BEGIN Entries supplied
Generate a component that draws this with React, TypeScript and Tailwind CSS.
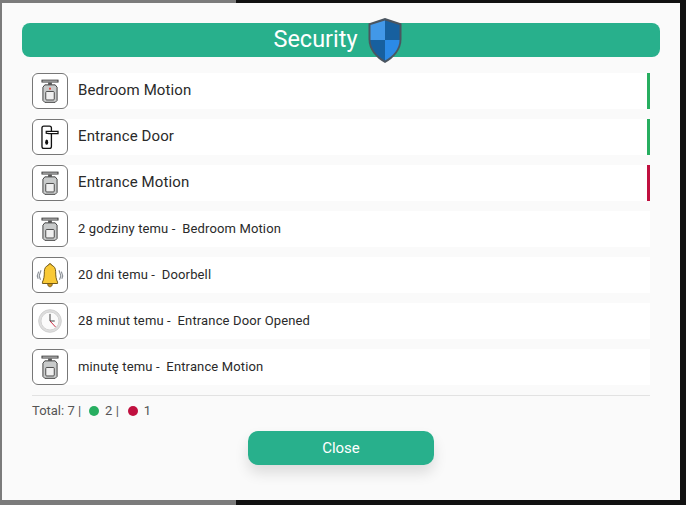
import React from "react";

const MotionIcon = ({ dot = false }: { dot?: boolean }) => (
  <svg width="36" height="36" viewBox="0 0 36 36" fill="none">
    <rect x="9.500" y="6.500" width="17" height="2" fill="#e5e5e5" stroke="#333" strokeWidth="1" />
    <path d="M16 9h4v2.500h-4z" fill="#555" />
    <path d="M12.500 11.500h11l2 2.500v14l-2 2h-11l-2-2v-14z" fill="#c9cbcb" stroke="#3a3a3a" strokeWidth="1" />
    <rect x="13.500" y="18.500" width="9" height="9" rx="1" fill="#f0f0f0" stroke="#444" strokeWidth="1" />
    {dot && <rect x="17" y="14.500" width="2" height="2" fill="#e0433a" />}
  </svg>
);

const DoorIcon = () => (
  <svg width="36" height="36" viewBox="0 0 36 36" fill="none">
    <rect x="9.500" y="6.500" width="10" height="23.500" rx="2" fill="#fff" stroke="#111" strokeWidth="1.400" />
    <path d="M14 12h12.500v2.500h-9.500l-3-.5z" fill="#fff" stroke="#111" strokeWidth="1.300" />
    <ellipse cx="14.500" cy="23.500" rx="1.600" ry="2.800" fill="#111" />
  </svg>
);

const BellIcon = () => (
  <svg width="36" height="36" viewBox="0 0 36 36" fill="none">
    <path d="M18 6c-1 0-1.500.500-1.500 1.500-3 1-4.500 3.500-4.500 7 0 5-.500 8-2 11v1.500h16v-1.500c-1.500-3-2-6-2-11 0-3.500-1.500-6-4.500-7 0-1-.500-1.500-1.500-1.500z" fill="#f9c936" stroke="#6b5312" strokeWidth="1" />
    <path d="M15.500 27h5c0 2.500-1 3.500-2.500 3.500s-2.500-1-2.500-3.500z" fill="#c98f16" stroke="#6b5312" strokeWidth=".8" />
    <path d="M8.500 13l-2 6 1.500 4M6 14.500l-1.500 4.500 1 3M27.500 13l2 6-1.500 4M30 14.500l1.500 4.500-1 3" stroke="#8a8f96" strokeWidth="1.200" />
  </svg>
);

const ClockIcon = () => (
  <svg width="36" height="36" viewBox="0 0 36 36" fill="none">
    <circle cx="18" cy="18" r="12" fill="#dedede" stroke="#cfcfcf" strokeWidth="1" />
    <circle cx="18" cy="18" r="9.500" fill="#fbfbfb" stroke="#d2d2d2" strokeWidth="1" />
    <path d="M18 10.500v7.500h5" stroke="#333" strokeWidth="1" />
    <path d="M18 18l6 6.500" stroke="#c8233a" strokeWidth="1" />
  </svg>
);

const Shield = () => (
  <svg width="36" height="47" viewBox="0 0 36 47" fill="none" className="shrink-0">
    <path d="M18 1L34.500 6.500V22C34.500 33 27 41 18 46 9 41 1.500 33 1.500 22V6.500Z" fill="#4a5560" />
    <path d="M18 3.500V23H3.500V8Z" fill="#4298e8" />
    <path d="M18 3.500V23H32.500V8Z" fill="#17609f" />
    <path d="M3.500 23H18V43.500C10 39 3.500 32 3.500 23Z" fill="#17609f" />
    <path d="M32.500 23H18V43.500C26 39 32.500 32 32.500 23Z" fill="#2b8ae6" />
  </svg>
);

const rows = [
  { icon: <MotionIcon dot />, label: "Bedroom Motion", bar: "bg-[#27ae60]", big: true },
  { icon: <DoorIcon />, label: "Entrance Door", bar: "bg-[#27ae60]", big: true },
  { icon: <MotionIcon />, label: "Entrance Motion", bar: "bg-[#c0103f]", big: true },
  { icon: <MotionIcon />, label: "2 godziny temu -  Bedroom Motion" },
  { icon: <BellIcon />, label: "20 dni temu -  Doorbell" },
  { icon: <ClockIcon />, label: "28 minut temu -  Entrance Door Opened" },
  { icon: <MotionIcon />, label: "minutę temu -  Entrance Motion" },
];

export default function App() {
  return (
    <div className="relative h-[505px] w-[686px] overflow-hidden bg-[#111111] font-['Roboto',sans-serif]">
      <div className="h-full w-[236px] bg-[#7b7b7b]" />
      <div className="absolute left-[2px] top-[3px] flex h-[497px] w-[678px] flex-col bg-[#fafafa] px-5 pt-5">
        <div className="flex h-[34px] items-center justify-center rounded-[8px] bg-[#28b08c] text-white">
          <span className="-mt-[1px] text-[23.500px] leading-none">Security</span>
          <span className="ml-[9px] mr-[6px]"><Shield /></span>
        </div>

        <div className="mt-4 flex flex-col gap-[10px] px-[10px]">
          {rows.map((row) => (
            <div key={row.label} className="flex h-9 items-center bg-white">
              <div className="flex h-9 w-9 shrink-0 items-center justify-center rounded-[6px] border border-[#777777] bg-white">
                {row.icon}
              </div>
              <span className={`ml-[10px] -mt-[1px] flex-1 whitespace-pre text-[#2a2a2a] ${row.big ? "text-[15px] tracking-[0.12px]" : "text-[13px] tracking-[0.14px]"}`}>
                {row.label}
              </span>
              {row.bar && <div className={`h-9 w-[3px] ${row.bar}`} />}
            </div>
          ))}
        </div>

        <div className="mx-[10px] mt-[10px] flex items-center border-t border-[#e2e2e2] pt-[5px] text-[13px] text-[#555555]">
          <span>Total: 7 |</span>
          <span className="ml-[8px] h-[10px] w-[10px] rounded-full bg-[#27ae60]" />
          <span className="ml-[6px]">2 |</span>
          <span className="ml-[9px] h-[10px] w-[10px] rounded-full bg-[#c0103f]" />
          <span className="ml-[6px]">1</span>
        </div>

        <button className="mx-auto mt-[10px] h-[34px] w-[186px] rounded-[10px] bg-[#28b08c] pt-px text-[15px] text-white shadow-[0_8px_14px_rgba(0,0,0,0.12)]">
          Close
        </button>
      </div>
    </div>
  );
}
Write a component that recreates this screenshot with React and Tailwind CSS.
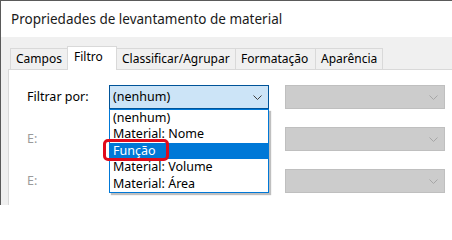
END Entries supplied
_Objective_: All of the data above should be quoted exactly, except for the pictures.

_Answer to this problem_:
Generate a component that draws this with React, TypeScript and Tailwind CSS.
import React from "react";

const MotionIcon = ({ dot = false }: { dot?: boolean }) => (
  <svg width="36" height="36" viewBox="0 0 36 36" fill="none">
    <rect x="9.500" y="6.500" width="17" height="2" fill="#e5e5e5" stroke="#333" strokeWidth="1" />
    <path d="M16 9h4v2.500h-4z" fill="#555" />
    <path d="M12.500 11.500h11l2 2.500v14l-2 2h-11l-2-2v-14z" fill="#c9cbcb" stroke="#3a3a3a" strokeWidth="1" />
    <rect x="13.500" y="18.500" width="9" height="9" rx="1" fill="#f0f0f0" stroke="#444" strokeWidth="1" />
    {dot && <rect x="17" y="14.500" width="2" height="2" fill="#e0433a" />}
  </svg>
);

const DoorIcon = () => (
  <svg width="36" height="36" viewBox="0 0 36 36" fill="none">
    <rect x="9.500" y="6.500" width="10" height="23.500" rx="2" fill="#fff" stroke="#111" strokeWidth="1.400" />
    <path d="M14 12h12.500v2.500h-9.500l-3-.5z" fill="#fff" stroke="#111" strokeWidth="1.300" />
    <ellipse cx="14.500" cy="23.500" rx="1.600" ry="2.800" fill="#111" />
  </svg>
);

const BellIcon = () => (
  <svg width="36" height="36" viewBox="0 0 36 36" fill="none">
    <path d="M18 6c-1 0-1.500.500-1.500 1.500-3 1-4.500 3.500-4.500 7 0 5-.500 8-2 11v1.500h16v-1.500c-1.500-3-2-6-2-11 0-3.500-1.500-6-4.500-7 0-1-.500-1.500-1.500-1.500z" fill="#f9c936" stroke="#6b5312" strokeWidth="1" />
    <path d="M15.500 27h5c0 2.500-1 3.500-2.500 3.500s-2.500-1-2.500-3.500z" fill="#c98f16" stroke="#6b5312" strokeWidth=".8" />
    <path d="M8.500 13l-2 6 1.500 4M6 14.500l-1.500 4.500 1 3M27.500 13l2 6-1.500 4M30 14.500l1.500 4.500-1 3" stroke="#8a8f96" strokeWidth="1.200" />
  </svg>
);

const ClockIcon = () => (
  <svg width="36" height="36" viewBox="0 0 36 36" fill="none">
    <circle cx="18" cy="18" r="12" fill="#dedede" stroke="#cfcfcf" strokeWidth="1" />
    <circle cx="18" cy="18" r="9.500" fill="#fbfbfb" stroke="#d2d2d2" strokeWidth="1" />
    <path d="M18 10.500v7.500h5" stroke="#333" strokeWidth="1" />
    <path d="M18 18l6 6.500" stroke="#c8233a" strokeWidth="1" />
  </svg>
);

const Shield = () => (
  <svg width="36" height="47" viewBox="0 0 36 47" fill="none" className="shrink-0">
    <path d="M18 1L34.500 6.500V22C34.500 33 27 41 18 46 9 41 1.500 33 1.500 22V6.500Z" fill="#4a5560" />
    <path d="M18 3.500V23H3.500V8Z" fill="#4298e8" />
    <path d="M18 3.500V23H32.500V8Z" fill="#17609f" />
    <path d="M3.500 23H18V43.500C10 39 3.500 32 3.500 23Z" fill="#17609f" />
    <path d="M32.500 23H18V43.500C26 39 32.500 32 32.500 23Z" fill="#2b8ae6" />
  </svg>
);

const rows = [
  { icon: <MotionIcon dot />, label: "Bedroom Motion", bar: "bg-[#27ae60]", big: true },
  { icon: <DoorIcon />, label: "Entrance Door", bar: "bg-[#27ae60]", big: true },
  { icon: <MotionIcon />, label: "Entrance Motion", bar: "bg-[#c0103f]", big: true },
  { icon: <MotionIcon />, label: "2 godziny temu -  Bedroom Motion" },
  { icon: <BellIcon />, label: "20 dni temu -  Doorbell" },
  { icon: <ClockIcon />, label: "28 minut temu -  Entrance Door Opened" },
  { icon: <MotionIcon />, label: "minutę temu -  Entrance Motion" },
];

export default function App() {
  return (
    <div className="relative h-[505px] w-[686px] overflow-hidden bg-[#111111] font-['Roboto',sans-serif]">
      <div className="h-full w-[236px] bg-[#7b7b7b]" />
      <div className="absolute left-[2px] top-[3px] flex h-[497px] w-[678px] flex-col bg-[#fafafa] px-5 pt-5">
        <div className="flex h-[34px] items-center justify-center rounded-[8px] bg-[#28b08c] text-white">
          <span className="-mt-[1px] text-[23.500px] leading-none">Security</span>
          <span className="ml-[9px] mr-[6px]"><Shield /></span>
        </div>

        <div className="mt-4 flex flex-col gap-[10px] px-[10px]">
          {rows.map((row) => (
            <div key={row.label} className="flex h-9 items-center bg-white">
              <div className="flex h-9 w-9 shrink-0 items-center justify-center rounded-[6px] border border-[#777777] bg-white">
                {row.icon}
              </div>
              <span className={`ml-[10px] -mt-[1px] flex-1 whitespace-pre text-[#2a2a2a] ${row.big ? "text-[15px] tracking-[0.12px]" : "text-[13px] tracking-[0.14px]"}`}>
                {row.label}
              </span>
              {row.bar && <div className={`h-9 w-[3px] ${row.bar}`} />}
            </div>
          ))}
        </div>

        <div className="mx-[10px] mt-[10px] flex items-center border-t border-[#e2e2e2] pt-[5px] text-[13px] text-[#555555]">
          <span>Total: 7 |</span>
          <span className="ml-[8px] h-[10px] w-[10px] rounded-full bg-[#27ae60]" />
          <span className="ml-[6px]">2 |</span>
          <span className="ml-[9px] h-[10px] w-[10px] rounded-full bg-[#c0103f]" />
          <span className="ml-[6px]">1</span>
        </div>

        <button className="mx-auto mt-[10px] h-[34px] w-[186px] rounded-[10px] bg-[#28b08c] pt-px text-[15px] text-white shadow-[0_8px_14px_rgba(0,0,0,0.12)]">
          Close
        </button>
      </div>
    </div>
  );
}
Write a component that recreates this screenshot with React and Tailwind CSS.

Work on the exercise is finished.